The Future of Qualcomm s Stock (QCOM AAPL )

Qualcomm’s revenues do experience some seasonality with a higher proportion recognized during the last calendar year quarter (during the holiday season) for QCT and during the first quarter of the calendar year for the QTL division. (This is important to note when comparing quarter-over-quarter revenue growth.) China, South Korea, and Taiwan historically have and continue to be the largest markets for this company (between 95-99% of revenues over the past the years) due in part to the location of global device makers such as Samsung Electronics Co. Ltd. (OTC:SSNLF), Hon Hai Precision Industry Co. Ltd. (OTC:HNHPF), and other Apple, Inc. (AAPL ) suppliers that contribute 10% of revenues. (This can be a big risk if a country or company experiences some difficult economic conditions.)

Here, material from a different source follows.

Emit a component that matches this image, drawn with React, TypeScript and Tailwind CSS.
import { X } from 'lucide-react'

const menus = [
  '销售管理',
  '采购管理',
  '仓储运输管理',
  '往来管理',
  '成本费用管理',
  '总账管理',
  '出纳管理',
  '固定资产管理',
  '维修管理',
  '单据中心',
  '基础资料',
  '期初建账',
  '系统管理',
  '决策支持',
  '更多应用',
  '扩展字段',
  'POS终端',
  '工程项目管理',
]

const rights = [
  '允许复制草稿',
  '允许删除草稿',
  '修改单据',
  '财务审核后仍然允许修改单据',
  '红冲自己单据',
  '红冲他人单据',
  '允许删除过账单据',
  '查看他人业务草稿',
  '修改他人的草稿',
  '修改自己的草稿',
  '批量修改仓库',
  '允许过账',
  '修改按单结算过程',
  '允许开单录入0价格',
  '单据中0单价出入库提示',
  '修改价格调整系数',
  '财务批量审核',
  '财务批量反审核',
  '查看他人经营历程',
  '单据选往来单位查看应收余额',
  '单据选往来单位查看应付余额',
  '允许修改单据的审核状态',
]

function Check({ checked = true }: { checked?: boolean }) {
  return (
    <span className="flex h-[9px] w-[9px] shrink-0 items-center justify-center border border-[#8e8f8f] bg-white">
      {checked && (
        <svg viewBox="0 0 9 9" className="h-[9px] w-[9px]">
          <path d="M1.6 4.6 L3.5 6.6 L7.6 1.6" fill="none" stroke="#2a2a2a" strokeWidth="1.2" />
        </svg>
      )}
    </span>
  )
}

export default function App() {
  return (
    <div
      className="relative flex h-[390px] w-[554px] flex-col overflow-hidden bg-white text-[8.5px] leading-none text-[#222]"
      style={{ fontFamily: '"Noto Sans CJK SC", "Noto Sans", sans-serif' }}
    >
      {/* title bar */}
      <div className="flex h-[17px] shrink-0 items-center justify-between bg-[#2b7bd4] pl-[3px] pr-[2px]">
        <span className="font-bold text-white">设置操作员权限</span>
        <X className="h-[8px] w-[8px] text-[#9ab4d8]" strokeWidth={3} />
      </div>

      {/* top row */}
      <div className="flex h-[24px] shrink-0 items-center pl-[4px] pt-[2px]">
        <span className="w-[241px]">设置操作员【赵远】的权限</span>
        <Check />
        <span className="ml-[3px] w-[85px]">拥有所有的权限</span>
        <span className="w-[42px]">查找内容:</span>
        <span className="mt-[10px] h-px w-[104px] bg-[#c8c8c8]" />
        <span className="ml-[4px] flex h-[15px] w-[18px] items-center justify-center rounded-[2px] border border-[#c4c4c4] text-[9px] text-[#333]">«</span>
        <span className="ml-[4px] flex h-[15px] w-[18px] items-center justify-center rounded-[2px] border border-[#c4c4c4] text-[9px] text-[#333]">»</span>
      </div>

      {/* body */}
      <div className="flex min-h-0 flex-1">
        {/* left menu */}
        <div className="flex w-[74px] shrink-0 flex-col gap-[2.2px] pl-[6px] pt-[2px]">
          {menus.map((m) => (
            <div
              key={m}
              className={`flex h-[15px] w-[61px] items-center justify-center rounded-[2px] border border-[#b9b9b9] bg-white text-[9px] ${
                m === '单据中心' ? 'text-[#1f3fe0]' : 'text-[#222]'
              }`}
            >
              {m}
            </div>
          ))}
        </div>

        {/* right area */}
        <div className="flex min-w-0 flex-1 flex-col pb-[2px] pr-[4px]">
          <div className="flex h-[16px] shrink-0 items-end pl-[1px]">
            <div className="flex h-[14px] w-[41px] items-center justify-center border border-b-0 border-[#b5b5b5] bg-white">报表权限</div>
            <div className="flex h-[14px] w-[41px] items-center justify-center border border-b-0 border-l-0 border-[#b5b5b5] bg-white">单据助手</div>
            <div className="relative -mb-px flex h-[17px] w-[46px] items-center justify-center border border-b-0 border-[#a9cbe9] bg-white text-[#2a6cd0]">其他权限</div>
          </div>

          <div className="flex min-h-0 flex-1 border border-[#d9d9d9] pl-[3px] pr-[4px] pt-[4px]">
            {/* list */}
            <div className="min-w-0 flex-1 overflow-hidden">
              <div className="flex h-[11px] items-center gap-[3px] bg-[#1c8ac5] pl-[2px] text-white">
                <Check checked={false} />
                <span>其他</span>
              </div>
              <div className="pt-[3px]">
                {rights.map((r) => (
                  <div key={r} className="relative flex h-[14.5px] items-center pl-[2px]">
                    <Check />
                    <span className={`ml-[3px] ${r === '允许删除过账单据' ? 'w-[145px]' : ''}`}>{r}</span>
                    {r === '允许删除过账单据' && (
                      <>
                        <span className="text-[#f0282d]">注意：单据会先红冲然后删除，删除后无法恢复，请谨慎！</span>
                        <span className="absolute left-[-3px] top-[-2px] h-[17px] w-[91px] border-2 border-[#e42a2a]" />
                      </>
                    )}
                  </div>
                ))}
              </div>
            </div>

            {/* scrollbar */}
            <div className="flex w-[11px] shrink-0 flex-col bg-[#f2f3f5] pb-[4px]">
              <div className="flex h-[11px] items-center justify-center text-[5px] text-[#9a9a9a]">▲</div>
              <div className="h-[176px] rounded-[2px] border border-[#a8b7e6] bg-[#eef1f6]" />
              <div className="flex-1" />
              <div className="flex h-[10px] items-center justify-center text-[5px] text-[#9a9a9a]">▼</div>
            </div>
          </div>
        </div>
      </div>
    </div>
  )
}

Stock Performance and Outlook for Growth

For Qualcomm’s stock to reach an expected five-year compounded annual revenue growth rate of 8-10%, it is dependent on opportunities in smartphones, growth in emerging markets, and future anticipated growth in new markets (tablets, as well as connected car and server data center markets).

Expected growth has been important in driving QCOM’s valuation and stock price. Historically, the stock trades at an average price-to-earnings (P/E) multiple of 17x. According to its annual filing, the company sees growth through 2018 due to the following:

  • As of September 2014, 3G/4G connections globally (CDMA-based, OFDMA-based and CDMA/OFDMA multi-mode) represented nearly 40% of total mobile connections, and by 2018, 3G/4G connections are projected to surpass 5 billion globally. That is a 79% increase over the four years. Approximately three-quarters of this growth is expected in emerging markets.
  • Smartphone shipments between 2014 and 2018 are projected to increase from 1 billion to 8 billion.
  • QCOM has invested and will continue to invest heavily in the R&D of many cellular wireless communication technologies, including CDMA and OFDMA, to meet demand for data services and applications to improve user experience, enable new services, increase network capacity, make use of different frequency bands, and enable dense network deployments.

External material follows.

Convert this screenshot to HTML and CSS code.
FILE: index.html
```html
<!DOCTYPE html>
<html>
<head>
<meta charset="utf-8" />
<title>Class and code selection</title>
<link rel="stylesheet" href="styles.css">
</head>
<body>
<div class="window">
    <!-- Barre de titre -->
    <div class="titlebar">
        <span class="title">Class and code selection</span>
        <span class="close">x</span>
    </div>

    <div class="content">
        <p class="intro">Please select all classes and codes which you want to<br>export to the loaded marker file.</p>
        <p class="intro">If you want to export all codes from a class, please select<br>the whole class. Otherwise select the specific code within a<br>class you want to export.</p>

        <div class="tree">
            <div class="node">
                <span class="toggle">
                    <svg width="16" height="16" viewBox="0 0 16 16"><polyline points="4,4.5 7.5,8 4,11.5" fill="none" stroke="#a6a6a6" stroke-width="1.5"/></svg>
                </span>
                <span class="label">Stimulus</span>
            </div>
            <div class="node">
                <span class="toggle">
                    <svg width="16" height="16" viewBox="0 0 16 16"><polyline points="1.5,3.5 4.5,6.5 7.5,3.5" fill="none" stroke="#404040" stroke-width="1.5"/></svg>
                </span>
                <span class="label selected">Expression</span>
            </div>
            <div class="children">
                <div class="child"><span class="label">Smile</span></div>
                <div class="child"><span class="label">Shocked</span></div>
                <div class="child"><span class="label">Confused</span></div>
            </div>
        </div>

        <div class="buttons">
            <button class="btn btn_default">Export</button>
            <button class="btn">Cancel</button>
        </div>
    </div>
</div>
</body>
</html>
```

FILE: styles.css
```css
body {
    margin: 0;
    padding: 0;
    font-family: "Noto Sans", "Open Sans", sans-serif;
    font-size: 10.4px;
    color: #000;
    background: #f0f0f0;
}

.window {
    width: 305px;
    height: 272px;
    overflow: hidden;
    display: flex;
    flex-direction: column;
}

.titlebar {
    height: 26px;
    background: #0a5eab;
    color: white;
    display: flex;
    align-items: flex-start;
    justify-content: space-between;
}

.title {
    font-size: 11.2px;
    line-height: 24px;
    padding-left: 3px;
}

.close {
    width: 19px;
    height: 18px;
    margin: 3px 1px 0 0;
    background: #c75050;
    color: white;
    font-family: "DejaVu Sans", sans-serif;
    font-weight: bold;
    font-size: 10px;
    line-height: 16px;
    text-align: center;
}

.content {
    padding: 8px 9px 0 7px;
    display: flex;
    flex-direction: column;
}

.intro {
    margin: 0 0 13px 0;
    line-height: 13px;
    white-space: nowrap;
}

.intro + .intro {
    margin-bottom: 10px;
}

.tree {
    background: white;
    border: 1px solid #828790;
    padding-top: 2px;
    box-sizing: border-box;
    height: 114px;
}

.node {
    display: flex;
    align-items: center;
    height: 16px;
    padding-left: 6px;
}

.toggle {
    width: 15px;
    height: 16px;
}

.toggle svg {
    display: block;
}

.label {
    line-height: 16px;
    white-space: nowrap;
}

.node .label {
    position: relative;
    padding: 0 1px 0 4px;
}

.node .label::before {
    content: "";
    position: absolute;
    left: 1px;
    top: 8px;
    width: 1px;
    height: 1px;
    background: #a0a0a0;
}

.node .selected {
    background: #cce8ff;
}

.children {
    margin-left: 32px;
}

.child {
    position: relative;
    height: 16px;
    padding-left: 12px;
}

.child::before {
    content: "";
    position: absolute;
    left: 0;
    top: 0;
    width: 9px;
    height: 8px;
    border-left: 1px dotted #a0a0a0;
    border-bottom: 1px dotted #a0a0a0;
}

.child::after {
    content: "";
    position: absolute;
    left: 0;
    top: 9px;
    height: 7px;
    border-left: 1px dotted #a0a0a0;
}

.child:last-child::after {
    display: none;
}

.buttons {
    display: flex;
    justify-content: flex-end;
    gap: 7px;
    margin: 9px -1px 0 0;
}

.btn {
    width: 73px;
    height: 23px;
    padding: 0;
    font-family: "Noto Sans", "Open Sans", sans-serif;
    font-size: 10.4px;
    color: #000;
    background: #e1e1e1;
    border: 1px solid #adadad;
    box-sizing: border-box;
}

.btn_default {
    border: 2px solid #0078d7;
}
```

Coming off of a great performance in 2013 (during which there was a strong smartphone cycle), the company is resetting itself to a more normalized level through 2015. If the forecasted growth materializes, QCOM’s stock should see its valuation multiple either remain constant or expand. If the growth is less than expected, its multiple may contract, reducing its valuation and stock price. An additional stock driver may be on the cost side as the company expects EPS to outgrow revenues due to lower operating expenses.

Obviously there are risks that the stock may decline if earnings miss projections. These risks are centered on its three biggest markets (China, South Korea, and Taiwan) and its largest end clients (Samsung and Apple). Another risk is the expansion into new and developing technology markets. Lastly, it is important to bear in mind that the smartphone cycle is in the later stages.

Qualcomm is in a competitive market where new technology adoption cycles propel earnings and stock prices. There are numerous risks related to market expansion and new market opportunities over the next several years that need to be considered before investing in Qualcomm stock. The valuation (particularly the multiple like P/E) reflect these opportunities going forward. Whether the opportunities miss or meet expectations impact the multiple (expansion or contraction) and the stock price.

Disclosure: The author own shares of Apple.